What was that? I could see the top of something large and dark near the surface of the water. On the creek side that was dammed.

Stepping into the water I leaned down and peered into the churned up murky creek. It was a fish. A very big fish.

I shouted to Nick and he had a good look at it too.

“That’s a big fish!”

Here was the fish of my dreams. I needed to catch it. Since I didn’t have a rod or a net I would use my hands. Nick helped.

We wrestled with the several pound fish for a good five minutes. It was slippery and floppy and strong and didn’t want to leave home. Then, with one heave I threw it onto the land. It didn’t just lay it. It went wild with fury and scared me.

I had caught the fish. Now what? I didn’t want the fish to die. Besides, it wasn’t fishing season and I didn’t want to break the law. So I pick it up and slipped it back into the creek. The undammed part. And watched it swim away.

Playing the French horn blows

French horn.The flute is so pretty. Silver, slender and refined. I had my heart set on being a flutist when singing up for band in Grade Six. I tried out many instruments but what I really, really wanted was that flute. However, I huffed and puffed but I couldn’t make a sound on the damn skinny thing. When it came to the French horn I was a natural. So I was told by the band teacher. Zut!

I was the only French horn player in the Grade Six band – a combined musical group of two schools, Gaspereau Valley Elementary, the country school, and Wolfville Elementary, the town school. I felt awkward enough having come from the “hick mountain”, not wearing the right brand of clothing, having to take the bus, having to sit in the urban music room with the town kids. Playing the French horn just added to my feelings of rural barbaricness. Why oh why did I have this stupid instrument that I had to stick my hand into?

During band practice, when the teacher called on each of the instrument sections to listen to the harmonies, there were enough flutists to drown out the missed notes. There were enough clarinetists to take the blame for the squeaks. There were enough trumpets to blast through the allegro. Then there was…me. Just me.

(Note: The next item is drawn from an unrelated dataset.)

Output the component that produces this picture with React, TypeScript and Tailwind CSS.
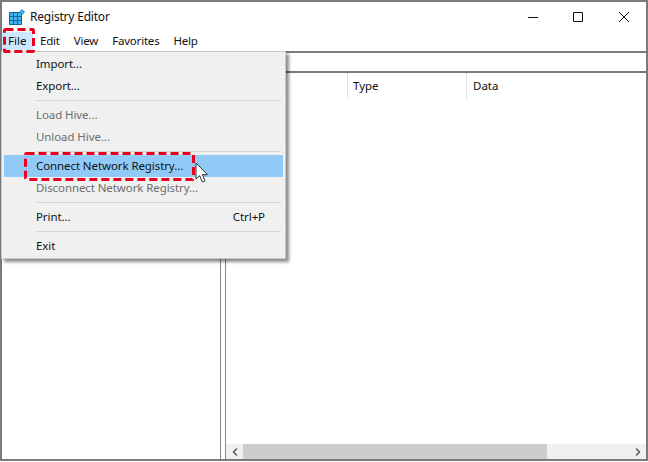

I was mortified about playing solo and felt prickles of heat climbing up my neck and poking at my skull. My face was enflamed and my mouth become dry. Making my attempt at blowing into the French horn worse and resulting into nothing resembling a song. Except perhaps a fowl call.

It was hardly the band teacher’s fault that I never practiced so the music escaping my horn wasn’t music at all but a mournful, flat sound like a sad goose squawking over a lost worm. Terribleness that no one should listen too.

Those Wolfville kids were staring at me, wondering why I had left the mountain and climbed down into their green and plush Annapolis Valley. It must have been an inside joke that we were learning John Denver’s “Thank God I’m a Country Boy.”

I stayed with the French horn for a year. Then I asked to switch to the trumpet and joined six other horn players. I was much better at being a part of the crowd at this pre-teen point in my life. These would be my “personality developing” years. Most of my friends have had these too. The years where we wanted to fit in. There would be time for learning how to march to our own beat, but not in junior high.